Em Fri, Jul 07, 2017 at 02:17:25PM +0200, Thomas-Mich Richter escreveu:
> On 07/06/2017 02:35 PM, Thomas-Mich Richter wrote:
> > On 07/05/2017 05:50 PM, Arnaldo Carvalho de Melo wrote:
> >> Em Wed, Jul 05, 2017 at 04:45:49PM +0200, Thomas-Mich Richter escreveu:
> >>> I use linux 4.12 kernel and the perf report --stdio does not resolve all symbols:
> >>> Only very few symbols are resolved and none listed in the call back chain.

> >>> Here is an example:

> >>>     50.00%    50.00%  true     [kernel.vmlinux]  [k] __rb_insert_augmented
> >>>             |
> >>>             ---0x6a0624
> >>>                0x2d7c00
> >>>                0x2d79c8
> >>>                0x2b5a26
> >>>                0x2da542
> >>>                0x2da01a
> >>>                0x2d6c2e
> >>>                0x2d6b86
> >>>
> >>>     50.00%     0.00%  true     [unknown]         [k] 0x000000000011e90a
> >>>             |
> >>>             ---0x11e90a
> >>>                0x2d39a4
> >>>                0x2d3238
> >>>                0x288140
> >>>                0x2cf404
> >>>                0x2df5d8
> >>>                0x31618c
> >>>                0x19b0ae

> >>> These addresses are all in the /proc/kallsyms and valid.

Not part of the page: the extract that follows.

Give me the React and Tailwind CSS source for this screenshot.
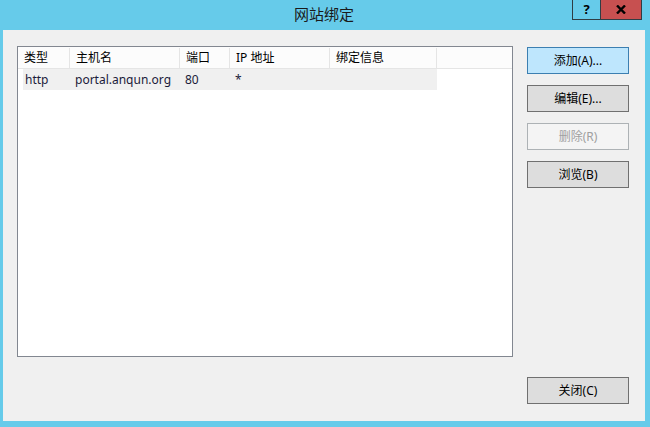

> >>> When I do a perf script it works:
> >>> [root@s8360046 perf]# perf script

> >> This is the strange part, 'script' resolving things 'report' doesn't,
> >> they should be using the same machinery... Since the DSO is not being
> >> resolved on the one failing above, this would look like its some
> >> PERF_RECORD_MMAP/PERF_RECORD_MMAP2 that is being missed, so you should
> >> look at the processing of such records, which is done via:

> >>  perf_tool.mmap() and perf_tool.mmap2()

> >> the perf_tool ops table is passed to:

> >>   perf_session__new(&file, false, &report.tool);

> >> Which will call the mmap() and mmap2() functions to process those
> >> records, if you look at script it has:

> >>         struct perf_script script = {
> >>                 .tool = {
> >>                         .sample          = process_sample_event,
> >>                         .mmap            = perf_event__process_mmap,
> >>                         .mmap2           = perf_event__process_mmap2,
> >> <SNIP>

> >> and then:

> >>   session = perf_session__new(&file, false, &script.tool);

> >> Which is the same as done for report:
> >>
> >>           struct report report = {
> >>                 .tool = {
> >>                         .sample          = process_sample_event,
> >>                         .mmap            = perf_event__process_mmap,
> >>                         .mmap2           = perf_event__process_mmap2,
> >> <SNIP>
> >>
> >>   perf_session__new(&file, false, &report.tool);
> >>
> >> I.e. both use the same functions to resolve PERF_RECORD_MMAP/MMAP2 records,
> >> then you should look at how samples are processed, its static functions, tool specific
> >> functions, both named process_sample_event, in tools/perf/builtin->{report,script}.c,
> >> and both will basically do:
> >>
> >>         if (machine__resolve(machine, &al, sample) < 0) {
> >>                 pr_debug("problem processing %d event, skipping it.\n",
> >>                          event->header.type);
> >>                 return -1;
> >>         }
> >>
> >> That will do lookups on trees populated by perf_event__process_mmap,
> >> perf_event__process_mmap2, and the routines handling PERF_RECORD_FORK, etc.
> >>
> >> Is this enough to help you go from here to investigate your problem?
 
> [....]
 
> > Somehow that al->map information gets lost and later on the calls
> > thread__find_addr_location() this information is not available
> > and the lookup fails. And than the hist__add_entry fails as well.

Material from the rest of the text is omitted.